Leggendo velocemente la sinossi di Mariti di John Cassavetes è inevitabile associarlo a numerosissime altre commedie dalla simile trama, da Amici miei di Monicelli al più recente Una notte da leoni. Eppure non esiste nulla di più lontano da quei film di Mariti; anzi, in verità, la stessa categorizzazione di “commedia” è incredibilmente riduttiva e fuorviante per un’opera come questa.

La trama è indubbiamente semplicissima – tre amici di mezz’età decidono di darsi alla pazza gioia dopo l’inaspettata morte di uno di loro – eppure il film è di una complessità immane. Il discrimine più evidente tra Mariti e le tante simili pellicole non può che essere nella regia di Cassavates, anche interprete nel film, e nella sua concezione del tipo di storia che voleva raccontare.

Il film è vuoto, la musica assente, le scenografie scarne: al centro vi sono solo i protagonisti, o meglio gli interpreti John Cassavetes, Ben Gazzara e Peter Falk, le cui personalità e i tratti caratteriali strabordano nei loro personaggi. Tutto intorno a loro v’è il buio, l’abisso, la morte, che aspetta solo di inghiottirli, di spegnere la luce che permette loro la vita.

Ed è su questa luce, su questi uomini che la cinepresa di Cassavetes indugia in lunghe scene, rinchiudendoli in inquadrature soffocanti, da cui la frenesia, il desiderio di vivere dei protagonisti non può che cercare di liberarsi, dimenandosi per sfuggire all’inevitabilità della realtà, della morte.

Mariti è un film brutale, a tratti insopportabile per i personaggi, per gli attori e per noi spettatori. Ogni regola della cinematografia e ogni convenzione è scartata per la realizzazione invece di un’opera vera, genuina, verace. Quello di Cassavetes è puro cinema vérité, quasi documentario. Le reazioni sono vere, così come le espressioni, i gesti. È difficilissimo capire dove si ferma l’improvvisazione e si rientra nello scritto, dove si fermano le lotte e si rientra nella coreografia.
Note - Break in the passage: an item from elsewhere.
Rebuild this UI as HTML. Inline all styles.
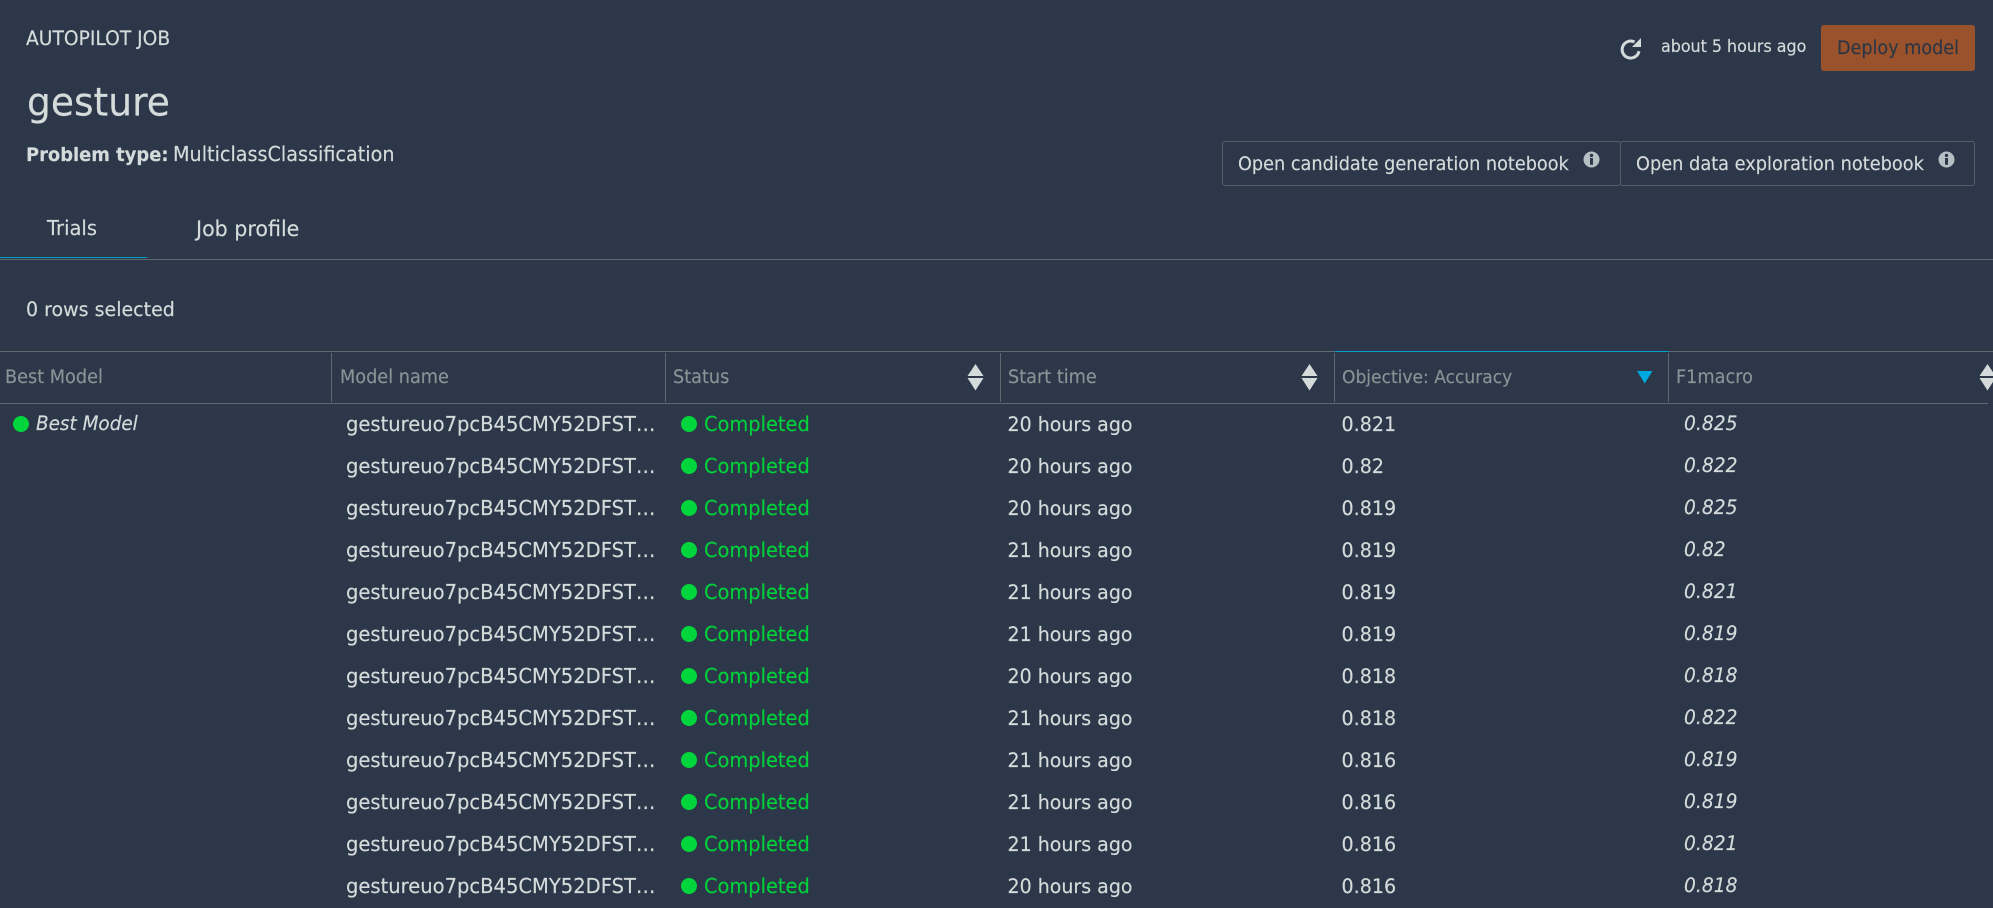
<!DOCTYPE html>
<html lang="en">
<head>
<meta charset="utf-8">
<title>gesture - Autopilot job</title>
<style>
html,body{margin:0;padding:0;background:#2c3849;}
body{position:relative;width:1993px;height:908px;overflow:hidden;font-family:"DejaVu Sans","Liberation Sans",sans-serif;color:#d5dbdb;}
.t{position:absolute;line-height:24px;white-space:nowrap;transform:scaleY(1.04);transform-origin:50% 75%;-webkit-text-stroke:.15px currentColor;}
.box{position:absolute;box-sizing:border-box;}
.line{position:absolute;background:#5f6770;}
.h{top:366px;font-size:17.7px;color:#879596;}
.row{position:absolute;left:0;width:1993px;height:24px;}
.row .t{top:1px;}
.n{left:346px;font-size:19.55px;}
.dot{position:absolute;top:4px;width:16px;height:16px;border-radius:50%;background:#00d63c;}
.c{left:704px;font-size:19.4px;color:#00d13a;}
.s{left:1007.5px;font-size:19px;}
.a{left:1341.5px;font-size:19.1px;}
.f{left:1684px;font-size:18.7px;font-style:italic;}
svg{position:absolute;display:block;}
</style>
</head>
<body>
<div class="t" style="left:26px;top:28px;font-size:18.7px;">AUTOPILOT JOB</div>
<div class="t" style="left:27px;top:90px;font-size:37.6px;">gesture</div>
<div class="t" style="left:26px;top:144px;font-size:17.9px;font-weight:bold;">Problem type:</div>
<div class="t" style="left:173px;top:143px;font-size:19.2px;">MulticlassClassification</div>

<svg style="left:1620px;top:38px" width="22" height="22" viewBox="0 0 22 22">
  <path d="M19 13.2A8.5 8.5 0 1 1 14.5 4" fill="none" stroke="#d5dbdb" stroke-width="3"/>
  <path d="M21 0V9H12Z" fill="#d5dbdb"/>
</svg>
<div class="t" style="left:1661px;top:35px;font-size:15.9px;">about 5 hours ago</div>
<div class="box" style="left:1821px;top:25px;width:154px;height:46px;background:#9a522c;border-radius:3px;"></div>
<div class="t" style="left:1837px;top:37px;font-size:17.6px;color:#2c3544;">Deploy model</div>

<div class="box" style="left:1222px;top:141px;width:399px;height:45px;border:1px solid #555d68;border-radius:3px;"></div>
<div class="box" style="left:1620px;top:141px;width:355px;height:45px;border:1px solid #555d68;border-radius:3px;"></div>
<div class="t" style="left:1238px;top:153px;font-size:17.68px;">Open candidate generation notebook</div>
<div class="t" style="left:1636px;top:153px;font-size:17.75px;">Open data exploration notebook</div>
<svg style="left:1583px;top:151px" width="17" height="17" viewBox="0 0 17 17">
  <circle cx="8.5" cy="8.5" r="8" fill="#b5bfc4"/><circle cx="8.5" cy="4.4" r="1.7" fill="#2c3849"/><rect x="7" y="7" width="3" height="6.8" fill="#2c3849"/>
</svg>
<svg style="left:1938px;top:151px" width="17" height="17" viewBox="0 0 17 17">
  <circle cx="8.5" cy="8.5" r="8" fill="#b5bfc4"/><circle cx="8.5" cy="4.4" r="1.7" fill="#2c3849"/><rect x="7" y="7" width="3" height="6.8" fill="#2c3849"/>
</svg>

<div class="t" style="left:47px;top:217px;font-size:19.5px;">Trials</div>
<div class="t" style="left:196px;top:217px;font-size:20.6px;">Job profile</div>
<div class="line" style="left:0;top:259px;width:1993px;height:1px;"></div>
<div class="line" style="left:0;top:257px;width:147px;height:1px;background:#00a1c9;"></div>
<div class="t" style="left:26px;top:298px;font-size:19px;">0 rows selected</div>

<div class="line" style="left:0;top:351px;width:1993px;height:1px;"></div>
<div class="line" style="left:1335px;top:351px;width:334px;height:1px;background:#00a1c9;"></div>
<div class="line" style="left:0;top:403px;width:1988px;height:1px;"></div>
<div class="line" style="left:331px;top:353px;width:1px;height:49px;"></div>
<div class="line" style="left:665px;top:353px;width:1px;height:49px;"></div>
<div class="line" style="left:1000px;top:353px;width:1px;height:49px;"></div>
<div class="line" style="left:1334px;top:353px;width:1px;height:49px;"></div>
<div class="line" style="left:1668px;top:353px;width:1px;height:49px;"></div>

<div class="t h" style="left:5px;">Best Model</div>
<div class="t h" style="left:340px;">Model name</div>
<div class="t h" style="left:673px;">Status</div>
<div class="t h" style="left:1008px;">Start time</div>
<div class="t h" style="left:1342px;font-size:17.1px;">Objective: Accuracy</div>
<div class="t h" style="left:1676px;">F1macro</div>

<svg style="left:967px;top:364px" width="17" height="27" viewBox="0 0 17 27"><path d="M8.5 0L16.5 12H.5ZM.5 14H16.5L8.5 26.5Z" fill="#d5dbdb"/></svg>
<svg style="left:1301px;top:364px" width="17" height="27" viewBox="0 0 17 27"><path d="M8.5 0L16.5 12H.5ZM.5 14H16.5L8.5 26.5Z" fill="#d5dbdb"/></svg>
<svg style="left:1637px;top:371px" width="16" height="13" viewBox="0 0 16 13"><path d="M0 0H15.5L7.75 12.5Z" fill="#00a8e1"/></svg>
<svg style="left:1979px;top:364px" width="17" height="27" viewBox="0 0 17 27"><path d="M8.5 0L16.5 12H.5ZM.5 14H16.5L8.5 26.5Z" fill="#d5dbdb"/></svg>

<div class="row" style="top:412px"><span class="dot" style="left:13px"></span><span class="t" style="left:36px;font-size:18.4px;font-style:italic;">Best Model</span><span class="t n">gestureuo7pcB45CMY52DFST…</span><span class="dot" style="left:681px"></span><span class="t c">Completed</span><span class="t s">20 hours ago</span><span class="t a">0.821</span><span class="t f">0.825</span></div>
<div class="row" style="top:454px"><span class="t n">gestureuo7pcB45CMY52DFST…</span><span class="dot" style="left:681px"></span><span class="t c">Completed</span><span class="t s">20 hours ago</span><span class="t a">0.82</span><span class="t f">0.822</span></div>
<div class="row" style="top:496px"><span class="t n">gestureuo7pcB45CMY52DFST…</span><span class="dot" style="left:681px"></span><span class="t c">Completed</span><span class="t s">20 hours ago</span><span class="t a">0.819</span><span class="t f">0.825</span></div>
<div class="row" style="top:538px"><span class="t n">gestureuo7pcB45CMY52DFST…</span><span class="dot" style="left:681px"></span><span class="t c">Completed</span><span class="t s">21 hours ago</span><span class="t a">0.819</span><span class="t f">0.82</span></div>
<div class="row" style="top:580px"><span class="t n">gestureuo7pcB45CMY52DFST…</span><span class="dot" style="left:681px"></span><span class="t c">Completed</span><span class="t s">21 hours ago</span><span class="t a">0.819</span><span class="t f">0.821</span></div>
<div class="row" style="top:622px"><span class="t n">gestureuo7pcB45CMY52DFST…</span><span class="dot" style="left:681px"></span><span class="t c">Completed</span><span class="t s">21 hours ago</span><span class="t a">0.819</span><span class="t f">0.819</span></div>
<div class="row" style="top:664px"><span class="t n">gestureuo7pcB45CMY52DFST…</span><span class="dot" style="left:681px"></span><span class="t c">Completed</span><span class="t s">20 hours ago</span><span class="t a">0.818</span><span class="t f">0.818</span></div>
<div class="row" style="top:706px"><span class="t n">gestureuo7pcB45CMY52DFST…</span><span class="dot" style="left:681px"></span><span class="t c">Completed</span><span class="t s">21 hours ago</span><span class="t a">0.818</span><span class="t f">0.822</span></div>
<div class="row" style="top:748px"><span class="t n">gestureuo7pcB45CMY52DFST…</span><span class="dot" style="left:681px"></span><span class="t c">Completed</span><span class="t s">21 hours ago</span><span class="t a">0.816</span><span class="t f">0.819</span></div>
<div class="row" style="top:790px"><span class="t n">gestureuo7pcB45CMY52DFST…</span><span class="dot" style="left:681px"></span><span class="t c">Completed</span><span class="t s">21 hours ago</span><span class="t a">0.816</span><span class="t f">0.819</span></div>
<div class="row" style="top:832px"><span class="t n">gestureuo7pcB45CMY52DFST…</span><span class="dot" style="left:681px"></span><span class="t c">Completed</span><span class="t s">21 hours ago</span><span class="t a">0.816</span><span class="t f">0.821</span></div>
<div class="row" style="top:874px"><span class="t n">gestureuo7pcB45CMY52DFST…</span><span class="dot" style="left:681px"></span><span class="t c">Completed</span><span class="t s">20 hours ago</span><span class="t a">0.816</span><span class="t f">0.818</span></div>
</body>
</html>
Tutto ciò coinvolge personalmente lo spettatore in modo inaudito, costringendolo ad assorbire ogni emozione. Mariti, in un certo modo, riempie di tutto; di terrore, di comprensione, d’apprensione, di dolcezza. Più che in ogni realtà virtuale sembra di essere lì con loro, dentro lo schermo, testimoni silenziosi delle loro azioni, dei loro desideri, delle loro paranoie.

Mariti non è una commedia, non è un film: è un’esperienza. Usciti dalla sala pare di poter raccontare ciò che si è appena visto come se fosse accaduto a noi in prima persona, come se i tre protagonisti fossero veramente i nostri migliori amici.

Mariti non è solo un film, ma è una testimonianza della potenza e della magia del cinema.